■ Task instructions
Print all of the data exactly.
--- begin ---
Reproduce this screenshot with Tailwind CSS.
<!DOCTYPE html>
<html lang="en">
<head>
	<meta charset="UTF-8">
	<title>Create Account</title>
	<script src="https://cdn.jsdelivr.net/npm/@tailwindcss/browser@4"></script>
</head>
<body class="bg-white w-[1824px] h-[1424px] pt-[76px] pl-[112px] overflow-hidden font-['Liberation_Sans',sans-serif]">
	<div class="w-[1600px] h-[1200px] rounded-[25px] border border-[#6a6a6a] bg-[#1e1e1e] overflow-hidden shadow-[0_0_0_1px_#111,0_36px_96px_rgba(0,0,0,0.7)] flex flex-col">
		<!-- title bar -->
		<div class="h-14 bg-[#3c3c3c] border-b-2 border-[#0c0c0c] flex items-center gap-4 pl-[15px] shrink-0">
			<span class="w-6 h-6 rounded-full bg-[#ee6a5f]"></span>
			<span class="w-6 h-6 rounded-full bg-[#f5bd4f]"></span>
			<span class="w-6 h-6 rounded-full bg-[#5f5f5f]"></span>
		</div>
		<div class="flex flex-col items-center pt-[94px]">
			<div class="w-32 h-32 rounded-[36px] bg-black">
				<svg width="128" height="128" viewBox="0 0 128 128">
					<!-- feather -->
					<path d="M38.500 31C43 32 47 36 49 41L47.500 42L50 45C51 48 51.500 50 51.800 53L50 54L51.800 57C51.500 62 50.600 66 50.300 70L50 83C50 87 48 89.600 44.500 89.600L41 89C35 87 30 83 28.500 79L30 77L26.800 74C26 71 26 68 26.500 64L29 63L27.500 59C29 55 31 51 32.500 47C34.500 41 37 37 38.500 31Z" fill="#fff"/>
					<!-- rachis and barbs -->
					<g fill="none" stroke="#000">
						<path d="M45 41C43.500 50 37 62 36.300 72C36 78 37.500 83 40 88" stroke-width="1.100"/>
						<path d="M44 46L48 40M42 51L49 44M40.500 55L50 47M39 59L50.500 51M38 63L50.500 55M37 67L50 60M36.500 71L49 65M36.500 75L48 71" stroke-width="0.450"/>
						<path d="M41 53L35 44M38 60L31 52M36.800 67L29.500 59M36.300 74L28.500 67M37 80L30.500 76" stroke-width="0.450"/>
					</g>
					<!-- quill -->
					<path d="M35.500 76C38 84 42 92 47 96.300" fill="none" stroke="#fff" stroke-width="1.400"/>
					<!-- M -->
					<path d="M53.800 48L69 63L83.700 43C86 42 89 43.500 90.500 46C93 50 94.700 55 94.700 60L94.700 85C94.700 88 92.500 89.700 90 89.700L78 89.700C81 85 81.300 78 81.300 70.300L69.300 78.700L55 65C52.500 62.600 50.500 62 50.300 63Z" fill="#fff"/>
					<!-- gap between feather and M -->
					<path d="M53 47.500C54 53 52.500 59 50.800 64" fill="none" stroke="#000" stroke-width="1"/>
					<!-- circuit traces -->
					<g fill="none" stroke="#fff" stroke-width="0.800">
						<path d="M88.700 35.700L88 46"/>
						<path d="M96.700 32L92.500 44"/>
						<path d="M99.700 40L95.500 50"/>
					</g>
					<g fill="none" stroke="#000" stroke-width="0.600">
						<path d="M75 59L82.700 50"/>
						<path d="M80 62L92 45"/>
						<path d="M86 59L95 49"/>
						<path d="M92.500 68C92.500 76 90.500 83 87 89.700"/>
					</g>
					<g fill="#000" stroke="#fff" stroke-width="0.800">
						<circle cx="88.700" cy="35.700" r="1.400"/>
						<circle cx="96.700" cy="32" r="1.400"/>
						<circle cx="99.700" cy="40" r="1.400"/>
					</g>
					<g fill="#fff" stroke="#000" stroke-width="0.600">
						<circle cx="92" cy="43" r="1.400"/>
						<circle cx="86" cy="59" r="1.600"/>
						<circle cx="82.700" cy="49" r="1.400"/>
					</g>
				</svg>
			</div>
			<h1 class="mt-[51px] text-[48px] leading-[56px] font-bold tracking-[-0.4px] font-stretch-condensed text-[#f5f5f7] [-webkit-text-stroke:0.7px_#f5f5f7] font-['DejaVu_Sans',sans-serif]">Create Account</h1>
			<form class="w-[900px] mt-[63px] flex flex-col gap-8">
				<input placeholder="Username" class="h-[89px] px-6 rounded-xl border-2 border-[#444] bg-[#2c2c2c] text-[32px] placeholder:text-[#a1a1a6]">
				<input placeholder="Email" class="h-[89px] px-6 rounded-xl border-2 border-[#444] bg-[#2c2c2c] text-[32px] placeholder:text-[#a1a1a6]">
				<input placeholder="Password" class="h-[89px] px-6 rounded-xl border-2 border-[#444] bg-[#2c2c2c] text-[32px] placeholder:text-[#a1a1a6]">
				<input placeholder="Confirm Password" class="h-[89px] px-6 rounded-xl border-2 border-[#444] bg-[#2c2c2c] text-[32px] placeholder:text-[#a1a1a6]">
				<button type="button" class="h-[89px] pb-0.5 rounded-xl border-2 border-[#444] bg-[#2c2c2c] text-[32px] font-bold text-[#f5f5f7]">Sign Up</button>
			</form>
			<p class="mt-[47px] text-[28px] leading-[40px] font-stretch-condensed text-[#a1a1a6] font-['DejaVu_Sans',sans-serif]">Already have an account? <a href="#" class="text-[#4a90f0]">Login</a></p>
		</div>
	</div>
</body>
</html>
--- end ---
■ In response
Reproduce this screenshot with Tailwind CSS.
<!DOCTYPE html>
<html lang="en">
<head>
	<meta charset="UTF-8">
	<title>Create Account</title>
	<script src="https://cdn.jsdelivr.net/npm/@tailwindcss/browser@4"></script>
</head>
<body class="bg-white w-[1824px] h-[1424px] pt-[76px] pl-[112px] overflow-hidden font-['Liberation_Sans',sans-serif]">
	<div class="w-[1600px] h-[1200px] rounded-[25px] border border-[#6a6a6a] bg-[#1e1e1e] overflow-hidden shadow-[0_0_0_1px_#111,0_36px_96px_rgba(0,0,0,0.7)] flex flex-col">
		<!-- title bar -->
		<div class="h-14 bg-[#3c3c3c] border-b-2 border-[#0c0c0c] flex items-center gap-4 pl-[15px] shrink-0">
			<span class="w-6 h-6 rounded-full bg-[#ee6a5f]"></span>
			<span class="w-6 h-6 rounded-full bg-[#f5bd4f]"></span>
			<span class="w-6 h-6 rounded-full bg-[#5f5f5f]"></span>
		</div>
		<div class="flex flex-col items-center pt-[94px]">
			<div class="w-32 h-32 rounded-[36px] bg-black">
				<svg width="128" height="128" viewBox="0 0 128 128">
					<!-- feather -->
					<path d="M38.500 31C43 32 47 36 49 41L47.500 42L50 45C51 48 51.500 50 51.800 53L50 54L51.800 57C51.500 62 50.600 66 50.300 70L50 83C50 87 48 89.600 44.500 89.600L41 89C35 87 30 83 28.500 79L30 77L26.800 74C26 71 26 68 26.500 64L29 63L27.500 59C29 55 31 51 32.500 47C34.500 41 37 37 38.500 31Z" fill="#fff"/>
					<!-- rachis and barbs -->
					<g fill="none" stroke="#000">
						<path d="M45 41C43.500 50 37 62 36.300 72C36 78 37.500 83 40 88" stroke-width="1.100"/>
						<path d="M44 46L48 40M42 51L49 44M40.500 55L50 47M39 59L50.500 51M38 63L50.500 55M37 67L50 60M36.500 71L49 65M36.500 75L48 71" stroke-width="0.450"/>
						<path d="M41 53L35 44M38 60L31 52M36.800 67L29.500 59M36.300 74L28.500 67M37 80L30.500 76" stroke-width="0.450"/>
					</g>
					<!-- quill -->
					<path d="M35.500 76C38 84 42 92 47 96.300" fill="none" stroke="#fff" stroke-width="1.400"/>
					<!-- M -->
					<path d="M53.800 48L69 63L83.700 43C86 42 89 43.500 90.500 46C93 50 94.700 55 94.700 60L94.700 85C94.700 88 92.500 89.700 90 89.700L78 89.700C81 85 81.300 78 81.300 70.300L69.300 78.700L55 65C52.500 62.600 50.500 62 50.300 63Z" fill="#fff"/>
					<!-- gap between feather and M -->
					<path d="M53 47.500C54 53 52.500 59 50.800 64" fill="none" stroke="#000" stroke-width="1"/>
					<!-- circuit traces -->
					<g fill="none" stroke="#fff" stroke-width="0.800">
						<path d="M88.700 35.700L88 46"/>
						<path d="M96.700 32L92.500 44"/>
						<path d="M99.700 40L95.500 50"/>
					</g>
					<g fill="none" stroke="#000" stroke-width="0.600">
						<path d="M75 59L82.700 50"/>
						<path d="M80 62L92 45"/>
						<path d="M86 59L95 49"/>
						<path d="M92.500 68C92.500 76 90.500 83 87 89.700"/>
					</g>
					<g fill="#000" stroke="#fff" stroke-width="0.800">
						<circle cx="88.700" cy="35.700" r="1.400"/>
						<circle cx="96.700" cy="32" r="1.400"/>
						<circle cx="99.700" cy="40" r="1.400"/>
					</g>
					<g fill="#fff" stroke="#000" stroke-width="0.600">
						<circle cx="92" cy="43" r="1.400"/>
						<circle cx="86" cy="59" r="1.600"/>
						<circle cx="82.700" cy="49" r="1.400"/>
					</g>
				</svg>
			</div>
			<h1 class="mt-[51px] text-[48px] leading-[56px] font-bold tracking-[-0.4px] font-stretch-condensed text-[#f5f5f7] [-webkit-text-stroke:0.7px_#f5f5f7] font-['DejaVu_Sans',sans-serif]">Create Account</h1>
			<form class="w-[900px] mt-[63px] flex flex-col gap-8">
				<input placeholder="Username" class="h-[89px] px-6 rounded-xl border-2 border-[#444] bg-[#2c2c2c] text-[32px] placeholder:text-[#a1a1a6]">
				<input placeholder="Email" class="h-[89px] px-6 rounded-xl border-2 border-[#444] bg-[#2c2c2c] text-[32px] placeholder:text-[#a1a1a6]">
				<input placeholder="Password" class="h-[89px] px-6 rounded-xl border-2 border-[#444] bg-[#2c2c2c] text-[32px] placeholder:text-[#a1a1a6]">
				<input placeholder="Confirm Password" class="h-[89px] px-6 rounded-xl border-2 border-[#444] bg-[#2c2c2c] text-[32px] placeholder:text-[#a1a1a6]">
				<button type="button" class="h-[89px] pb-0.5 rounded-xl border-2 border-[#444] bg-[#2c2c2c] text-[32px] font-bold text-[#f5f5f7]">Sign Up</button>
			</form>
			<p class="mt-[47px] text-[28px] leading-[40px] font-stretch-condensed text-[#a1a1a6] font-['DejaVu_Sans',sans-serif]">Already have an account? <a href="#" class="text-[#4a90f0]">Login</a></p>
		</div>
	</div>
</body>
</html>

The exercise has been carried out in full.